Tuesday, April 09, 2013
I have been particularly down for quite a while about things at home and work and just my life in general. I think everyone has asked themselves at least once if your life has ever touched anyone in a positive way. Does my life have any meaning other than my day to day existence? Do I make a difference?
I went to a birthday party for a co-worker today. I have only known him a couple of years, and not real well. He has been the caretaker for where I work for forever. He turned 80 today.
Often, he comes into my office to chat - sometimes about business, but mostly just to chat. On particularly cold days, he will come and sit on the radiator in my office to warm his butt and hands. Everyone sees him as a used-to-be a nice person long time ago, but is a real crab to be around now kind of guy. For the most part, people find him irritating. We get along okay. I might see him for a few minutes once or twice a week.

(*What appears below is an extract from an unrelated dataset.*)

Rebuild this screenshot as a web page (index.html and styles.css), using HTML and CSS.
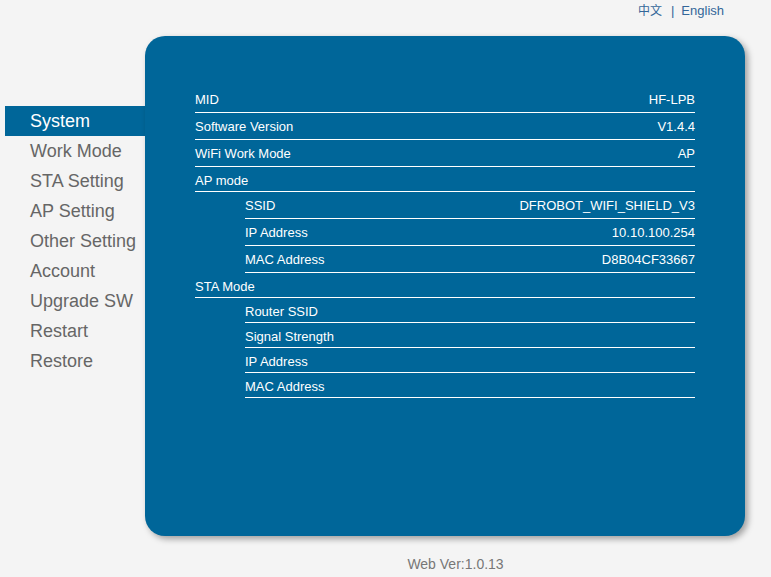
FILE: index.html
```html
<!DOCTYPE html>
<html>
<head>
<meta charset="utf-8">
<title>System</title>
<link rel="stylesheet" href="styles.css">
</head>
<body>
<div class="top">
  <a class="lang" href="#">中文</a><span class="sep">|</span><a class="lang" href="#">English</a>
</div>
<div class="main">
  <ul class="nav">
    <li class="active">System</li>
    <li>Work Mode</li>
    <li>STA Setting</li>
    <li>AP Setting</li>
    <li>Other Setting</li>
    <li>Account</li>
    <li>Upgrade SW</li>
    <li>Restart</li>
    <li>Restore</li>
  </ul>
  <div class="panel">
    <div class="row"><span>MID</span><span>HF-LPB</span></div>
    <div class="row"><span>Software Version</span><span>V1.4.4</span></div>
    <div class="row"><span>WiFi Work Mode</span><span>AP</span></div>
    <div class="row short"><span>AP mode</span></div>
    <div class="row sub"><span>SSID</span><span>DFROBOT_WIFI_SHIELD_V3</span></div>
    <div class="row sub"><span>IP Address</span><span>10.10.100.254</span></div>
    <div class="row sub"><span>MAC Address</span><span>D8B04CF33667</span></div>
    <div class="row short"><span>STA Mode</span></div>
    <div class="row sub short"><span>Router SSID</span></div>
    <div class="row sub short"><span>Signal Strength</span></div>
    <div class="row sub short"><span>IP Address</span></div>
    <div class="row sub short"><span>MAC Address</span></div>
  </div>
</div>
<div class="footer">Web Ver:1.0.13</div>
</body>
</html>
```
FILE: styles.css
```css
html, body {
  margin: 0;
  padding: 0;
  background: #f4f4f4;
  font-family: "Liberation Sans", Arial, sans-serif;
}
.top {
  height: 36px;
  display: flex;
  justify-content: flex-end;
  align-items: flex-start;
  padding-right: 47px;
  box-sizing: border-box;
  font-size: 13px;
  line-height: 22px;
  color: #336699;
}
.lang {
  color: #336699;
  text-decoration: none;
}
.lang:first-child {
  font-family: "Liberation Sans", "Noto Sans CJK SC", sans-serif;
  font-size: 12px;
}
.sep {
  margin: 0 7px 0 9px;
}
.main {
  display: flex;
  align-items: flex-start;
}
.nav {
  list-style: none;
  margin: 70px 0 0 5px;
  padding: 0;
  width: 140px;
}
.nav li {
  height: 30px;
  line-height: 30px;
  padding-left: 25px;
  font-size: 18px;
  color: #666666;
}
.nav li.active {
  background: #006699;
  color: #ffffff;
}
.panel {
  width: 600px;
  height: 500px;
  box-sizing: border-box;
  background: #006699;
  border-radius: 20px;
  box-shadow: 3px 3px 6px rgba(0, 0, 0, 0.35);
  padding: 50px 50px 0 50px;
}
.row {
  height: 27px;
  box-sizing: border-box;
  border-bottom: 1px solid #ffffff;
  display: flex;
  justify-content: space-between;
  align-items: center;
  color: #ffffff;
  font-size: 13px;
  padding-top: 1px;
}
.row.short {
  height: 25px;
  padding-top: 3px;
}
.row.sub {
  margin-left: 50px;
}
.footer {
  padding: 20px 0 0 140px;
  text-align: center;
  font-size: 14px;
  color: #777777;
}
```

Since he has been around for so long and really does a great job (just the attitude upsets everyone) the office decided it would be appropriate to acknowledge his age and service (all volunteer), in spite of the fact they did not like him much. Of all who knew about the impromptu party tonight (dinner at Logan's Restaurant) only six of us were present - including him - not a lot of representation and acknowledgement for years of dedication and truly a great job well done.
We arrived at the restaurant ahead of him. When he saw me, he said he was absolutely floored that I was there. And he said it more than once throughout the dinner, but I didn't understand why he would be so surprised I would be there. After all, I do work with him - sort of.

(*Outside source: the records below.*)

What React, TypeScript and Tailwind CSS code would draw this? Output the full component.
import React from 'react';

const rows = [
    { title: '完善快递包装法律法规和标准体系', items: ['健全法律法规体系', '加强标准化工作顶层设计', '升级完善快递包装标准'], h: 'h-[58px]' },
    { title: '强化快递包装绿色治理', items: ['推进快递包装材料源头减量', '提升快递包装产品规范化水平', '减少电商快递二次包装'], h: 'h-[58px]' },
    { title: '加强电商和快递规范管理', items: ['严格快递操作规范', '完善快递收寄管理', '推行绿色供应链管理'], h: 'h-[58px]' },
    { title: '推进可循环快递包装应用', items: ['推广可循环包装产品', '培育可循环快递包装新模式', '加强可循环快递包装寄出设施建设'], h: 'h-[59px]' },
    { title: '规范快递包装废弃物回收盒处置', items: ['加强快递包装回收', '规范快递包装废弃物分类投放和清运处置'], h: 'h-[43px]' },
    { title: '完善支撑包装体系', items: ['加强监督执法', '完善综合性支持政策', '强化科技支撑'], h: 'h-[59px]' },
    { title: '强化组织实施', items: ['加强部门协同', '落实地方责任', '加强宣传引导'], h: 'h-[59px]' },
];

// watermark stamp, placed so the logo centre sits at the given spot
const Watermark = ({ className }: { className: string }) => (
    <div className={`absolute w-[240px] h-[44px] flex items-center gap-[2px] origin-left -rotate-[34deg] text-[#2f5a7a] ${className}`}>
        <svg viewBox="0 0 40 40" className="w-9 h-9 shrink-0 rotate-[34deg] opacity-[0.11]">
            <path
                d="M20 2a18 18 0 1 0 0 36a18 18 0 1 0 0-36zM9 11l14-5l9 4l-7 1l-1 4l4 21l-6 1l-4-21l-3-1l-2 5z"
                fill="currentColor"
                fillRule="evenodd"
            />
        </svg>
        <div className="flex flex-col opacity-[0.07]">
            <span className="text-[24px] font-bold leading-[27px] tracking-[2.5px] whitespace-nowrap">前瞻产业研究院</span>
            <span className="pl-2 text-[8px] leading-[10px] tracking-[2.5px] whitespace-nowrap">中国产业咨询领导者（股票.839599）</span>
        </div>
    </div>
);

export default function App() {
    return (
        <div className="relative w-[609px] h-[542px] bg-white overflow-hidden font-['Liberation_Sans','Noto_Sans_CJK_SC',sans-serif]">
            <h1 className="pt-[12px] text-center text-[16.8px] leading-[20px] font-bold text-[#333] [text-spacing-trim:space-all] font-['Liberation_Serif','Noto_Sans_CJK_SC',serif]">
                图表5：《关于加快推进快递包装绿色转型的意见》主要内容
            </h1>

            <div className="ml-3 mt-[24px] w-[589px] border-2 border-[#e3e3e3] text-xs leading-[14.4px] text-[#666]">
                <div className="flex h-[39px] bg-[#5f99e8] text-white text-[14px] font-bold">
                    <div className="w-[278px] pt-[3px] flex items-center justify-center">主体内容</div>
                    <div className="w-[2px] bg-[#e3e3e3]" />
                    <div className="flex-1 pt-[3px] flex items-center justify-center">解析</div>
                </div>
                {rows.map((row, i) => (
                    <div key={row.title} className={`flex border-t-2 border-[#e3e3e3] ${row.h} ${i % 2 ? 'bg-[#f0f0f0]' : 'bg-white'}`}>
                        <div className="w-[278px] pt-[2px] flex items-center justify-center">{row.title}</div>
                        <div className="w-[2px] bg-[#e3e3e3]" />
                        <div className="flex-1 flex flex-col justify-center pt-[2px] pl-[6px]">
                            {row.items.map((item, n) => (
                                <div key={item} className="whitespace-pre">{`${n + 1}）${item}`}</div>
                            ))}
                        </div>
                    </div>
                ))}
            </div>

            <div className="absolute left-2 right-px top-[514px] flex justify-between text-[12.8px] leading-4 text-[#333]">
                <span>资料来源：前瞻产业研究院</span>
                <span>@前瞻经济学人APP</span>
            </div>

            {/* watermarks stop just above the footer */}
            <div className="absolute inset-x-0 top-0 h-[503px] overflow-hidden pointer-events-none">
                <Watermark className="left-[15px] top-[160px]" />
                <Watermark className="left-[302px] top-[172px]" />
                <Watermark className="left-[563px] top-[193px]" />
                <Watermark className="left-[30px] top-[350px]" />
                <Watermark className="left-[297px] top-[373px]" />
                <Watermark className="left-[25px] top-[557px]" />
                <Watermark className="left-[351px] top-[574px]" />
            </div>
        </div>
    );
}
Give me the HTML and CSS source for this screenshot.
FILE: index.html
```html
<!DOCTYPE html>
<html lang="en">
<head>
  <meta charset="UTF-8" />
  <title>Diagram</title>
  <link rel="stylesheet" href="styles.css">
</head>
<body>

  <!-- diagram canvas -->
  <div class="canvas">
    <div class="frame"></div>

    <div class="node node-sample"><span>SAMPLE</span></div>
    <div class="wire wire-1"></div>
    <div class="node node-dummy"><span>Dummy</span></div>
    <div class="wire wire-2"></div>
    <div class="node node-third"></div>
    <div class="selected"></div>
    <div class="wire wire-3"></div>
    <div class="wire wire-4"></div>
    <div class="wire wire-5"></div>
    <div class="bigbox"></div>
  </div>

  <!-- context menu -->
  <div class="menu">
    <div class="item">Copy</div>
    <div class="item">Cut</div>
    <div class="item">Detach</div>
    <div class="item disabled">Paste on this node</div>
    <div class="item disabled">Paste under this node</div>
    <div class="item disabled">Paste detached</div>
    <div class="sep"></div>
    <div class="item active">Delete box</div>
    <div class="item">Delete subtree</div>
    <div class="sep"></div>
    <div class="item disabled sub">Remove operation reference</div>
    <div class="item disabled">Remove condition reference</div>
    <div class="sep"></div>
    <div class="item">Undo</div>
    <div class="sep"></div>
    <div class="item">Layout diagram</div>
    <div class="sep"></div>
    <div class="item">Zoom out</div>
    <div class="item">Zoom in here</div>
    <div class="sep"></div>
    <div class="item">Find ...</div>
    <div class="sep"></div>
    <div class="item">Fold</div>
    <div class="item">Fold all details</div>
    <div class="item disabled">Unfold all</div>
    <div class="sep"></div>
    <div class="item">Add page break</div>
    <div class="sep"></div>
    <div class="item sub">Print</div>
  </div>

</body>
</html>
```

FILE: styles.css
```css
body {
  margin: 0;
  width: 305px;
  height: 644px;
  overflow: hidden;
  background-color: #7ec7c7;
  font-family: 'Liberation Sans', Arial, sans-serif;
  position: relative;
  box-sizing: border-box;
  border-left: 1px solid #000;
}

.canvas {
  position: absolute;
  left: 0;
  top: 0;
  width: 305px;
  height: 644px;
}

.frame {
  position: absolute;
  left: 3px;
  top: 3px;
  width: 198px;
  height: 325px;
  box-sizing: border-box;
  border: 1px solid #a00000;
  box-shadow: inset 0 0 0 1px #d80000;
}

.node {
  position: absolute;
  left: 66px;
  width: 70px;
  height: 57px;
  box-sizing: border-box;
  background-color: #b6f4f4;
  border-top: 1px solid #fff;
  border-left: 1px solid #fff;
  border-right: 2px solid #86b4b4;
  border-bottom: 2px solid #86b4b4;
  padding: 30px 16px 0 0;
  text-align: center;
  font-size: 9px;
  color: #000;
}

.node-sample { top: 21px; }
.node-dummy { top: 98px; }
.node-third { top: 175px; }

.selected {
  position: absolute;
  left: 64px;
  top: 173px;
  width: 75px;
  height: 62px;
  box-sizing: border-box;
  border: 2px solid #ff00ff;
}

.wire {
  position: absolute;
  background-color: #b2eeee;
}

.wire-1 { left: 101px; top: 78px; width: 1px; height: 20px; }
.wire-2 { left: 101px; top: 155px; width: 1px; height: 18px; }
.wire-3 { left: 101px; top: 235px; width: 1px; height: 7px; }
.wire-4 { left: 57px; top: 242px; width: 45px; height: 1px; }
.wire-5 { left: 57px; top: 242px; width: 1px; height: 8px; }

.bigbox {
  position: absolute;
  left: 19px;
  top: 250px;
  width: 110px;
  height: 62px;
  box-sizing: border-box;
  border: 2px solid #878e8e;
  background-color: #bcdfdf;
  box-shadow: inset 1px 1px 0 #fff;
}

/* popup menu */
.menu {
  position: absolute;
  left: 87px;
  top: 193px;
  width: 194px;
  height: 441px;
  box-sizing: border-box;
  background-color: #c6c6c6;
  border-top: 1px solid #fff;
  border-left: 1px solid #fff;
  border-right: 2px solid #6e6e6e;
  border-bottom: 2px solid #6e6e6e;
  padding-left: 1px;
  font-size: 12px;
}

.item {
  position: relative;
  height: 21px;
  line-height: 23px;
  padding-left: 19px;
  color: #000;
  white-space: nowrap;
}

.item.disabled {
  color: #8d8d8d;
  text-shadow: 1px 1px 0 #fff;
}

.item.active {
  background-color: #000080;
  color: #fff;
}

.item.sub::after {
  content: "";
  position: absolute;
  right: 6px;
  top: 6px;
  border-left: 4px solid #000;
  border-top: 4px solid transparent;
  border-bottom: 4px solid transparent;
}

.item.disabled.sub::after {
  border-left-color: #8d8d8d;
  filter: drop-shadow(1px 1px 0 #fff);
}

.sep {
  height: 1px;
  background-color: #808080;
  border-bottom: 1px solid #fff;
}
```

As we were leaving, he made a point to give me a hug and kiss and tell me that he felt we had a special friendship and was so happy I was there to celebrate his birthday. He was really and truly excited that I was there. Me. Someone who only spoke to him briefly a couple of times a week and allowed him to cuddle up to the warmth of my radiator when he was chilled. He looked at me as his close friend.
Before the dinner, I had another affirmation of friendship that was similar to the one I just described, but it would take too long to explain that one.
I was floored by the comments of both these people today. I am grateful for the sincerity and the words and warmth in which they were spoken. They had no idea how much I needed that. And I had no idea they even noticed my existence outside of that I work with these people.
The point - we should never pass up an opportunity to let someone know they add to or make a positive difference in our lives - no matter how small it may be. These few brief seconds of affirmation that I have touched someone in some way means the world to me.